“I said all I needed to say,” Beasley told the Fort Worth Star-Telegram. “I’m just living a normal life from here on out. I’m not trying to sway anybody in either direction. That’s what I am doing and that’s the end of it.”
Beasley has no regrets for what he has said, but he has a very good reason for saying nothing more.
“I don’t want [to] be any more of a distraction to my team so that’s where I’m leaving it,” Beasley said.
The key word is distraction. The vaccination issue already has been a distraction for the Bills. If players with different viewpoints keep talking about such a polarizing issue, a full-blown schism could emerge.
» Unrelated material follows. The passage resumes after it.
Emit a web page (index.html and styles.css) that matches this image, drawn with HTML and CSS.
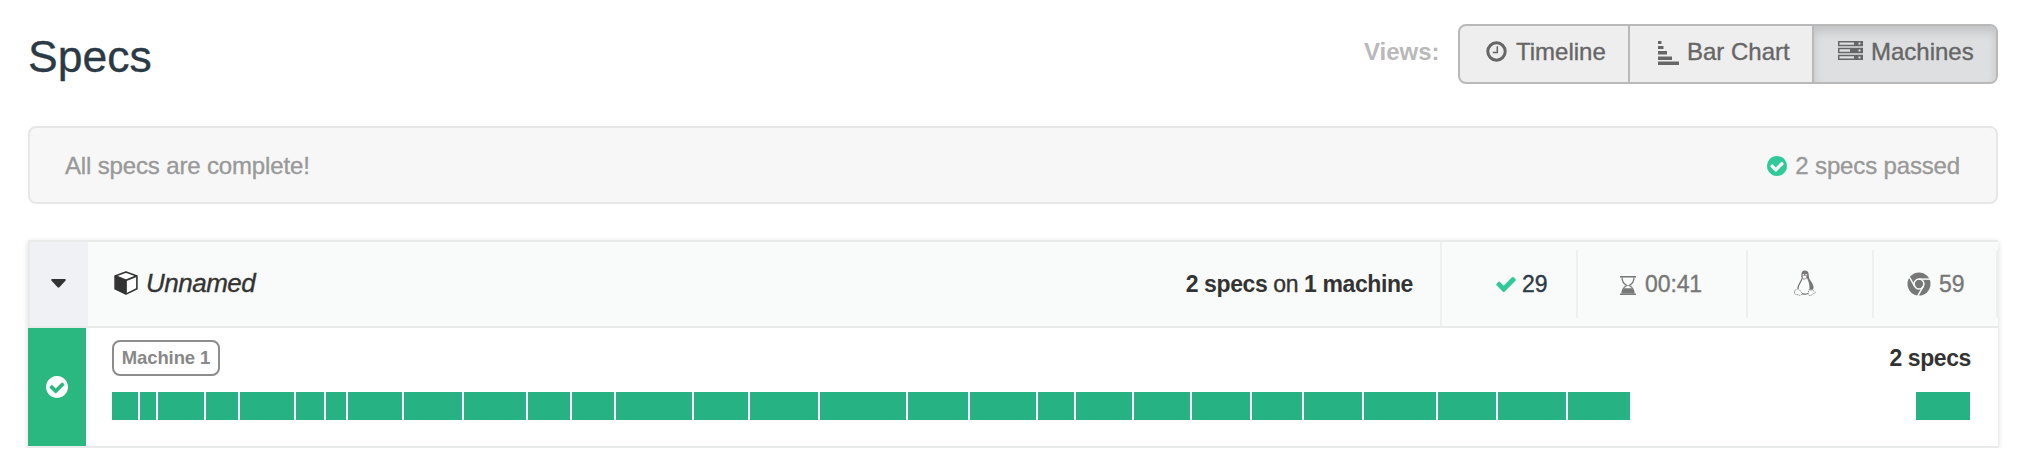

Also, Beasley has $5.2 million riding the team deciding to keep him in 2021. If the Bills decide they’re not comfortable keeping Beasley around (ostensibly, the decision would be driven by football reasons), he could be traded to another team. But if, in a climate that has seen the salary-cap fall dramatically due to the pandemic, no one wants to take on his $4.7 million salary and $500,000 in per-game roster bonuses, Beasley could be cut — and then he would be forced to scramble to replace his expected earnings.
Beasley suggested last week that he’ll ignore the rules and pay the fines. In his comments to the Star-Telegram, he doesn’t say whether he will or won’t obey the rules negotiated jointly by the NFL and the NFL Players Association.
If Beasley won’t, the Bills eventually could decide, officially for football reasons, to move on from Beasley and to clear $5.2 million in cash and cap space.